One of the main benefits of working with a debt relief company is that they use their experience and connections to negotiate with creditors on your behalf to try to reduce the total amount you owe. Instead of making payments directly to your creditors during the negotiation process, you’ll generally make monthly deposits into a dedicated account instead. Once enough funds accumulate, the debt relief company attempts to negotiate settlements with your creditors using those funds.
When successful, this type of debt forgiveness results in paying 30% to 50% less than your full balance on average, but the approach isn’t the right fit for everyone. Because accounts often become significantly delinquent before settlements occur, your credit score can decline during the process. There are also fees for the service, and there are no guarantees of success, either, as not every creditor will agree to settle.

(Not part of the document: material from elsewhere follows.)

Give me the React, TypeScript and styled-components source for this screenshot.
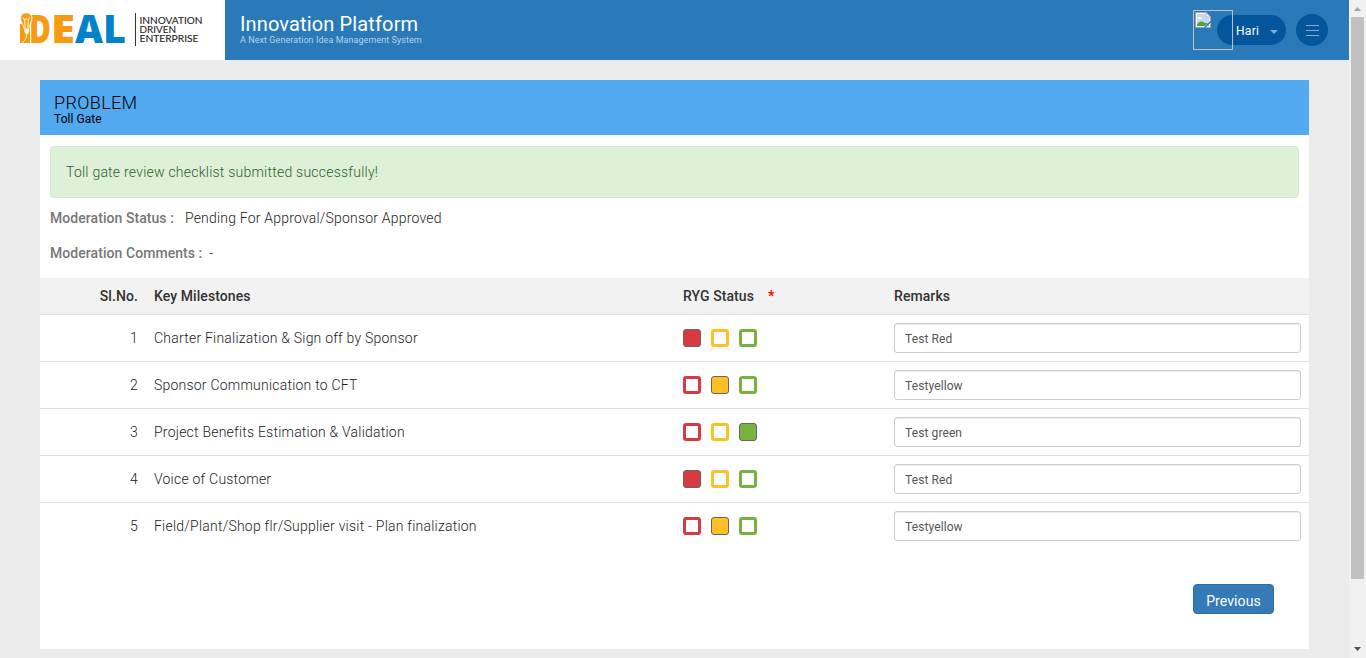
import React from "react";
import styled, { createGlobalStyle } from "styled-components";

const GlobalStyle = createGlobalStyle`
  * { box-sizing: border-box; }
  html, body { margin: 0; height: 100%; overflow: hidden; }
  body {
    font-family: Roboto, "Liberation Sans", sans-serif;
    font-size: 14px;
    line-height: 20px;
    color: #1c1c1c;
    background: #ebebeb;
  }
`;

const Window = styled.div`
  display: flex;
  height: 658px;
  overflow: hidden;
`;

const Page = styled.div`
  flex: 1;
  display: flex;
  flex-direction: column;
`;

const Header = styled.header`
  display: flex;
  height: 60px;
  background: #2a7aba;
`;

const LogoBox = styled.div`
  width: 225px;
  height: 60px;
  background: #fff;
`;

const Brand = styled.div`
  flex: 1;
  padding: 13px 0 0 15px;
  color: #fff;
`;

const BrandName = styled.div`
  font-size: 20px;
  line-height: 22px;
  letter-spacing: 0.14px;
`;

const BrandTag = styled.div`
  font-size: 9px;
  line-height: 10px;
  letter-spacing: 0.06px;
  color: #b4d2ea;
`;

const UserArea = styled.div`
  display: flex;
  align-items: flex-start;
  padding: 10px 21px 0 0;
`;

const Avatar = styled.div`
  position: relative;
  z-index: 1;
  width: 40px;
  height: 40px;
  margin-right: -16px;
  padding: 1px;
  border: 1px solid #c0c0c0;
  svg { display: block; }
`;

const UserPill = styled.div`
  display: flex;
  align-items: center;
  justify-content: space-between;
  width: 69px;
  height: 30px;
  margin: 5px 10px 0 0;
  padding: 1px 8px 0 19px;
  border-radius: 15px;
  background: #03569b;
  color: #fff;
  font-size: 12px;
  letter-spacing: 0.3px;
`;

const Caret = styled.span`
  margin-top: 3px;
  border: 4px solid transparent;
  border-top-color: #84aed1;
  border-bottom: 0;
`;

const MenuButton = styled.div`
  display: flex;
  flex-direction: column;
  align-items: center;
  justify-content: center;
  gap: 4px;
  width: 32px;
  height: 32px;
  margin-top: 4px;
  border-radius: 50%;
  background: #03569b;
`;

const MenuLine = styled.span`
  width: 13px;
  height: 1px;
  background: #84aed1;
`;

const Panel = styled.main`
  display: flex;
  flex-direction: column;
  height: 569px;
  margin: 20px 40px 0;
  background: #fff;
`;

const PanelHeader = styled.div`
  height: 55px;
  padding: 13px 14px 0;
  background: #52a9f0;
  color: #000;
`;

const PanelTitle = styled.div`
  font-size: 18px;
  font-weight: 300;
  line-height: 20px;
  letter-spacing: 0.35px;
`;

const PanelSubtitle = styled.div`
  font-size: 12px;
  line-height: 12px;
  letter-spacing: 0.05px;
`;

const Alert = styled.div`
  height: 52px;
  margin: 11px 10px 10px;
  padding: 15px;
  border: 1px solid #d0e9c6;
  border-radius: 4px;
  background: #dff0d8;
  color: #2a632b;
  font-weight: 300;
  letter-spacing: 0.23px;
`;

const Field = styled.div<{ $gap: number }>`
  display: flex;
  gap: ${(p) => p.$gap}px;
  height: 35px;
  padding: 0 10px;
  font-weight: 300;
  letter-spacing: 0.2px;
`;

const FieldLabel = styled.span`
  font-weight: 500;
  color: #777;
  letter-spacing: 0.06px;
`;

const Table = styled.div`
  display: flex;
  flex-direction: column;
`;

const Row = styled.div<{ $head?: boolean; $last?: boolean }>`
  display: grid;
  grid-template-columns: 106px 529px 211px 423px;
  align-items: center;
  height: ${(p) => (p.$head ? 37 : 47)}px;
  border-bottom: 1px solid ${(p) => (p.$last ? "transparent" : "#ddd")};
  background: ${(p) => (p.$head ? "#f2f2f2" : "#fff")};
  color: ${(p) => (p.$head ? "#333" : "#1c1c1c")};
  font-weight: ${(p) => (p.$head ? 500 : 300)};
  letter-spacing: ${(p) => (p.$head ? 0.08 : 0.22)}px;
`;

const Cell = styled.div<{ $right?: boolean }>`
  padding: 0 8px;
  text-align: ${(p) => (p.$right ? "right" : "left")};
`;

const Required = styled.span`
  margin-left: 14px;
  color: #f00;
  font-weight: 700;
`;

const Swatches = styled.div`
  display: flex;
  gap: 10px;
`;

const Swatch = styled.span<{ $color: string; $on: boolean }>`
  width: 18px;
  height: 18px;
  border: ${(p) => (p.$on ? "1px solid #666" : `3px solid ${p.$color}`)};
  border-radius: 3px;
  background: ${(p) => (p.$on ? p.$color : "#fff")};
`;

const Remark = styled.input`
  display: block;
  width: 100%;
  height: 30px;
  padding: 2px 10px 0;
  border: 1px solid #ccc;
  border-radius: 3px;
  box-shadow: inset 0 1px 1px rgba(0, 0, 0, 0.075);
  background: #fff;
  color: #555;
  font: 12px Roboto, "Liberation Sans", sans-serif;
  letter-spacing: 0.1px;
`;

const Actions = styled.div`
  display: flex;
  justify-content: flex-end;
  padding: 34px 35px 0;
`;

const Button = styled.button`
  width: 81px;
  height: 30px;
  padding: 3px 0 0;
  border: 1px solid #2e6da4;
  border-radius: 4px;
  background: #337ab7;
  color: #fff;
  font: 14px Roboto, "Liberation Sans", sans-serif;
  letter-spacing: 0.1px;
`;

const Scrollbar = styled.div`
  display: flex;
  flex-direction: column;
  align-items: center;
  width: 17px;
  height: 658px;
  background: #f1f1f1;
`;

const ScrollArrow = styled.svg`
  display: block;
  width: 17px;
  height: 17px;
`;

const ScrollThumb = styled.div`
  width: 13px;
  height: 562px;
  margin-bottom: 62px;
  background: #c1c1c1;
`;

const COLORS = ["#d73a41", "#ffbf26", "#78b13f"];

const ROWS = [
  { name: "Charter Finalization & Sign off by Sponsor", status: 0, remark: "Test Red" },
  { name: "Sponsor Communication to CFT", status: 1, remark: "Testyellow" },
  { name: "Project Benefits Estimation & Validation", status: 2, remark: "Test green" },
  { name: "Voice of Customer", status: 0, remark: "Test Red" },
  { name: "Field/Plant/Shop flr/Supplier visit - Plan finalization", status: 1, remark: "Testyellow" },
];

const Logo = () => (
  <svg width="225" height="60" viewBox="0 0 225 60">
    <g fontFamily="Open Sans" fontWeight="800" fontSize="39">
      <text x="29" y="43" fill="#f59c13" textLength="22" lengthAdjust="spacingAndGlyphs">D</text>
      <text x="51" y="43" fill="#f59c13" textLength="24" lengthAdjust="spacingAndGlyphs">E</text>
      <text x="75" y="43" fill="#0083ca" textLength="28" lengthAdjust="spacingAndGlyphs">A</text>
      <text x="103" y="43" fill="#0083ca" textLength="23" lengthAdjust="spacingAndGlyphs">L</text>
    </g>
    <path d="M20 24 H30 V43 H20 Z" fill="#f59c13" />
    <path
      d="M26 12.8 C22.6 12.8 20.6 15 20.6 18.2 C20.6 22 23.4 24 24.3 29 L28.7 29 C29.2 24 32 22 32 18.2 C32 15 29.5 12.8 26 12.8 Z"
      fill="#f59c13"
      stroke="#fff"
      strokeWidth="0.9"
    />
    <path
      d="M25.3 28 L24.6 20 L23.2 17.5 M27.9 28 L28.4 20 L29.8 17.2 M24.6 20 L26.5 18.5 L28.4 20"
      fill="none"
      stroke="#fff"
      strokeWidth="0.9"
    />
    <path d="M24.5 29 H29.2 V32 L27.8 34 H25.8 L24.5 32 Z" fill="#fff" />
    <path d="M26.8 33 C26.6 37 25.8 40 22 43" fill="none" stroke="#fff" strokeWidth="0.9" />
    <path d="M135.5 13 V46" stroke="#333" strokeWidth="1" />
    <g fontFamily="Lato" fontSize="9.6" fill="#222" stroke="#222" strokeWidth="0.1">
      <text x="139.5" y="23.7" textLength="63" lengthAdjust="spacingAndGlyphs">INNOVATION</text>
      <text x="139.5" y="33" textLength="36.5" lengthAdjust="spacingAndGlyphs">DRIVEN</text>
      <text x="139.5" y="42.2" textLength="59" lengthAdjust="spacingAndGlyphs">ENTERPRISE</text>
    </g>
  </svg>
);

const BrokenImage = () => (
  <svg width="16" height="16" viewBox="0 0 16 16">
    <path d="M.5 .5 H11 L15.5 5 V15.5 H.5 Z" fill="#fff" stroke="#a5a5a5" />
    <path d="M2 2 H10.5 V5.5 H14 V14 H2 Z" fill="#c4d7f5" />
    <path d="M3 6.5 C3 4.8 5 4.5 5.4 5.4 C6.8 5 7.5 6 7 7 H3 Z" fill="#fff" />
    <path d="M2 14 V12.5 C3.5 9.5 7 8.5 10 11 L14 11 V14 Z" fill="#4faa35" />
    <path d="M11 .5 V5 H15.5 Z" fill="#fff" stroke="#a5a5a5" strokeWidth=".8" />
    <path d="M16.5 7.5 L7.5 16.5 H10 L16.5 10 Z" fill="#2a7aba" stroke="#fff" strokeWidth=".4" />
  </svg>
);

export default function App() {
  return (
    <Window>
      <GlobalStyle />
      <Page>
        <Header>
          <LogoBox>
            <Logo />
          </LogoBox>
          <Brand>
            <BrandName>Innovation Platform</BrandName>
            <BrandTag>A Next Generation Idea Management System</BrandTag>
          </Brand>
          <UserArea>
            <Avatar>
              <BrokenImage />
            </Avatar>
            <UserPill>
              Hari
              <Caret />
            </UserPill>
            <MenuButton>
              <MenuLine />
              <MenuLine />
              <MenuLine />
            </MenuButton>
          </UserArea>
        </Header>
        <Panel>
          <PanelHeader>
            <PanelTitle>PROBLEM</PanelTitle>
            <PanelSubtitle>Toll Gate</PanelSubtitle>
          </PanelHeader>
          <Alert>Toll gate review checklist submitted successfully!</Alert>
          <Field $gap={11}>
            <FieldLabel>Moderation Status :</FieldLabel>
            <span>Pending For Approval/Sponsor Approved</span>
          </Field>
          <Field $gap={7}>
            <FieldLabel>Moderation Comments :</FieldLabel>
            <span>-</span>
          </Field>
          <Table>
            <Row $head>
              <Cell $right>Sl.No.</Cell>
              <Cell>Key Milestones</Cell>
              <Cell>
                RYG Status<Required>*</Required>
              </Cell>
              <Cell>Remarks</Cell>
            </Row>
            {ROWS.map((row, i) => (
              <Row key={i} $last={i === ROWS.length - 1}>
                <Cell $right>{i + 1}</Cell>
                <Cell>{row.name}</Cell>
                <Cell>
                  <Swatches>
                    {COLORS.map((color, c) => (
                      <Swatch key={color} $color={color} $on={row.status === c} />
                    ))}
                  </Swatches>
                </Cell>
                <Cell>
                  <Remark defaultValue={row.remark} />
                </Cell>
              </Row>
            ))}
          </Table>
          <Actions>
            <Button>Previous</Button>
          </Actions>
        </Panel>
      </Page>
      <Scrollbar>
        <ScrollArrow viewBox="0 0 17 17">
          <path d="M5 11 L8.5 7 L12 11 Z" fill="#a3a3a3" />
        </ScrollArrow>
        <ScrollThumb />
        <ScrollArrow viewBox="0 0 17 17">
          <path d="M5 6 L8.5 10 L12 6 Z" fill="#505050" />
        </ScrollArrow>
      </Scrollbar>
    </Window>
  );
}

However, debt relief can provide meaningful savings when you’re dealing with large amounts of unsecured debt and have few realistic alternatives. For someone overwhelmed by high-rate credit card balances, reducing the principal balance could make becoming debt-free far more achievable.
The bottom line
Settling credit card debt before it goes to collections may be possible, but you may want to act quickly, before your account deteriorates further. The earlier you communicate with your creditor, the more options you may have available, whether that’s a hardship program, a payment arrangement or a negotiated settlement.
If your debt has grown beyond what you can realistically manage on your own, professional debt relief may also be worth exploring. While it comes with important considerations — including potential credit impacts — it may help reduce what you owe and provide a structured path out of high-rate debt.